Achieving this electoral victory required Khan to make numerous compromises on the path to power, including accommodations with the country’s military establishment and other political elites who now support his premiership. Though Khan’s populist convictions and commitment to pursuing an anti-corruption drive against his now-vanquished political rivals appear to be unshaken, his first year in office has been a difficult one, with more challenges and compromises yet to come.

The PTI’s Path to Victory

Once a marginal player with little in the way of a support base outside of his own considerable national celebrity, Khan first rose to head a broader political movement in the run-up to the 2013 elections. He drew large crowds of supporters — particularly among the urban middle class elites and urban youth — and campaigned on a vaguely defined but resonant message of transformational “change.” In the political heartland of Punjab province, PTI candidates split the 2013 vote in threeway contests with the then-incumbent Pakistan Peoples Party (PPP) and the Pakistan Muslim League-Nawaz (PML-N), but in most cases failed to secure pluralities, leaving the party with few elected representatives outside of Khyber Paktunkhwa province, where it was able to form a government.

With little representation afforded to it through the formal democratic system, the PTI was swift to dispute its losses through both the legal system and through extralegal street protests that paralyzed the capital city of Islamabad for several months in 2013-2014. Contemporaneous and subsequent reporting has suggested that the Pakistani military establishment, whose relations with the PML-N government of three-time Prime Minister Nawaz Sharif were tense from the start, and which has a long history of both direct and indirect intervention in the country’s politics, was a behind-the-scenes booster of the PTI demonstrations.

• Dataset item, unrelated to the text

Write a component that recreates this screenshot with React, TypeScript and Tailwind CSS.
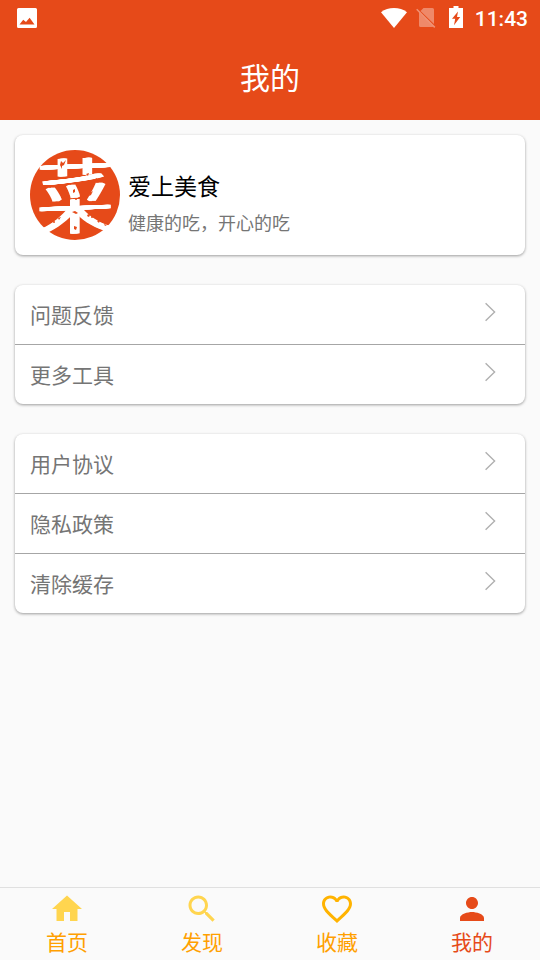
import type { ReactNode } from 'react';

const FEEDBACK_ITEMS = ['问题反馈', '更多工具'];
const LEGAL_ITEMS = ['用户协议', '隐私政策', '清除缓存'];

interface Tab {
  label: string;
  path: string;
  iconClass: string;
  labelClass: string;
}

const TABS: Tab[] = [
  {
    label: '首页',
    path: 'M10 20v-6h4v6h5v-8h3L12 3 2 12h3v8z',
    iconClass: 'text-[#ffd54f]',
    labelClass: 'text-[#ffa000]',
  },
  {
    label: '发现',
    path: 'M15.5 14h-.79l-.28-.27C15.41 12.59 16 11.11 16 9.5 16 5.91 13.09 3 9.5 3S3 5.91 3 9.5 5.91 16 9.5 16c1.61 0 3.09-.59 4.23-1.57l.27.28v.79l5 4.99L20.49 19l-4.99-5zm-6 0C7.01 14 5 11.99 5 9.5S7.01 5 9.5 5 14 7.01 14 9.5 11.99 14 9.5 14z',
    iconClass: 'text-[#ffd54f]',
    labelClass: 'text-[#ffa000]',
  },
  {
    label: '收藏',
    path: 'M16.5 3c-1.74 0-3.41.81-4.5 2.09C10.91 3.81 9.24 3 7.5 3 4.42 3 2 5.42 2 8.5c0 3.78 3.4 6.86 8.55 11.54L12 21.35l1.45-1.32C18.6 15.36 22 12.28 22 8.5 22 5.42 19.58 3 16.5 3zm-4.4 15.55l-.1.1-.1-.1C7.14 14.24 4 11.39 4 8.5 4 6.5 5.5 5 7.5 5c1.54 0 3.04.99 3.57 2.36h1.87C13.46 5.99 14.96 5 16.5 5c2 0 3.5 1.5 3.5 3.5 0 2.89-3.14 5.74-7.9 10.05z',
    iconClass: 'text-[#ffb300]',
    labelClass: 'text-[#ffa000]',
  },
  {
    label: '我的',
    path: 'M12 12c2.21 0 4-1.79 4-4s-1.79-4-4-4-4 1.79-4 4 1.79 4 4 4zm0 2c-2.67 0-8 1.34-8 4v2h16v-2c0-2.66-5.33-4-8-4z',
    iconClass: 'text-[#e64a19]',
    labelClass: 'text-[#e64a19]',
  },
];

function StatusBar() {
  return (
    <div className="flex h-9 items-center justify-between pl-[17px] pr-3 text-white">
      <svg className="h-5 w-5" viewBox="0 0 20 20" fill="currentColor">
        <path
          fillRule="evenodd"
          d="M1.500 0h17A1.500 1.500 0 0 1 20 1.500v17a1.500 1.500 0 0 1-1.500 1.500h-17A1.500 1.500 0 0 1 0 18.500v-17A1.500 1.500 0 0 1 1.500 0zM2.500 16.400h15L12.600 9.700 9 14 6.200 11.700z"
        />
      </svg>
      <div className="flex items-center">
        <svg className="-mt-px h-5 w-[26px]" viewBox="0 0 26 20" fill="currentColor">
          <path d="M0 4.200C3.700 1.300 8.200 0 13 0s9.300 1.300 13 4.200L13 20z" />
        </svg>
        <svg className="ml-[9px] h-5 w-5" viewBox="0 0 20 20" fill="none">
          <path d="M7.500 0h9A1.500 1.500 0 0 1 18 1.500V16L4.500 3zM3 4.500 17 18.500a1.500 1.500 0 0 1-.5.500h-12A1.500 1.500 0 0 1 3 17.500z" fill="currentColor" opacity=".35" />
          <path d="M.7 1.200 18.800 19.400" stroke="currentColor" strokeWidth="1.500" opacity=".4" />
        </svg>
        <svg className="-mt-0.5 ml-[13px] h-[22px] w-[14px]" viewBox="0 0 14 22" fill="currentColor">
          <path fillRule="evenodd" d="M4.500 0h5v2H14v20H0V2h4.500zM9 5.500 3 12.700h3.200L5 19.300 11.200 11H8z" />
        </svg>
        <span className="ml-3 pt-0.5 font-[Roboto,sans-serif] text-[21px] font-medium leading-[34px]">11:43</span>
      </div>
    </div>
  );
}

function Logo() {
  return (
    <div className="relative flex h-[90px] w-[90px] items-center justify-center rounded-full bg-[#e64a19]">
      {/* Sideways shadows fatten the upright strokes only, like a flat brush */}
      <span className="-skew-y-2 scale-y-[1.12] pb-[7px] text-[74px] font-light leading-[90px] text-white [text-shadow:-3px_0_#fff,3px_0_#fff,-2px_0_#fff,2px_0_#fff,-1px_0_#fff,1px_0_#fff]">
        菜
      </span>
      <svg className="absolute inset-0" viewBox="0 0 90 90" fill="#e64a19">
        <path d="M31 11l2 2 3-3-2 5-2 1v3l-2-4zM65 29l2-1 1 3-2 1zM56 24l3-1-1 3zM43 40l2-1v3l-2 1zM60 43l3-2-2 4-2 1z" />
        <path d="M42 62l3-1 3 2-2 1zM44 76l3 1-1 3-2-1zM58 64l2 1-1 2-2-1zM67 71l3-1-1 3zM74 74l3 1-2 1zM28 68l3-1-2 3z" />
        <circle cx="49" cy="37" r="1" />
        <circle cx="46" cy="49" r="1" />
        <circle cx="62" cy="67" r="1" />
        <circle cx="24" cy="72" r="1" />
      </svg>
    </div>
  );
}

function Card({ className, children }: { className?: string; children: ReactNode }) {
  return (
    <section className={`rounded-[8px] bg-white shadow-[0_1px_3px_rgba(0,0,0,0.38)] ${className ?? ''}`}>
      {children}
    </section>
  );
}

function MenuCard({ items }: { items: string[] }) {
  return (
    <Card>
      <ul className="divide-y divide-[#a6a6a6]">
        {items.map((item) => (
          <li key={item} className="flex h-[60px] items-center justify-between pl-[15px] pr-[29px] last:h-[59px]">
            <span className="mb-0.5 text-[21px] leading-[30px] text-[#757575]">{item}</span>
            <svg className="mb-[5px] h-5 w-3" viewBox="0 0 12 20" fill="none" stroke="#b0b0b0" strokeWidth="1.400">
              <path d="m1.600 1.200 9 8.800-9 8.800" />
            </svg>
          </li>
        ))}
      </ul>
    </Card>
  );
}

function TabBar() {
  return (
    <nav className="flex h-[73px] border-t border-[#e0e0e0]">
      {TABS.map((tab) => (
        <button key={tab.label} className="flex flex-1 flex-col items-center pr-px pt-[3px]">
          <svg className={`h-9 w-9 shrink-0 ${tab.iconClass}`} viewBox="0 0 24 24" fill="currentColor">
            <path d={tab.path} />
          </svg>
          <span className={`text-[21px] leading-[28px] ${tab.labelClass}`}>{tab.label}</span>
        </button>
      ))}
    </nav>
  );
}

export default function App() {
  return (
    <div className="flex h-screen flex-col bg-[#fafafa] font-['Noto_Sans_CJK_SC',sans-serif]">
      <header className="h-[120px] bg-[#e64a19]">
        <StatusBar />
        <h1 className="text-center text-[30px] leading-[80px] text-white">我的</h1>
      </header>

      <main className="flex flex-1 flex-col gap-[30px] p-[15px]">
        <Card className="flex h-[120px] items-center pl-[15px]">
          <Logo />
          <div className="ml-2 pt-[18px]">
            <h2 className="text-[23px] leading-[36px] text-black">爱上美食</h2>
            <p className="text-[18px] leading-[38px] text-[#757575]">健康的吃，开心的吃</p>
          </div>
        </Card>
        <MenuCard items={FEEDBACK_ITEMS} />
        <MenuCard items={LEGAL_ITEMS} />
      </main>

      <TabBar />
    </div>
  );
}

Those protests helped underscore the PTI’s role as the major national opposition force, regardless of the number of seats it held in parliament.

Although the PTI’s 2018 electoral victory was narrower than the two governments that had preceded it – its candidates won by smaller margins, and it fell short of an absolute majority in parliament, leaving its coalition reliant on smaller parties to serve as partners – it nonetheless emerged as the broadest-reaching of the three major national parties, claiming a mandate to enact Imran Khan’s populist vision for Naya Pakistan, or “New Pakistan.”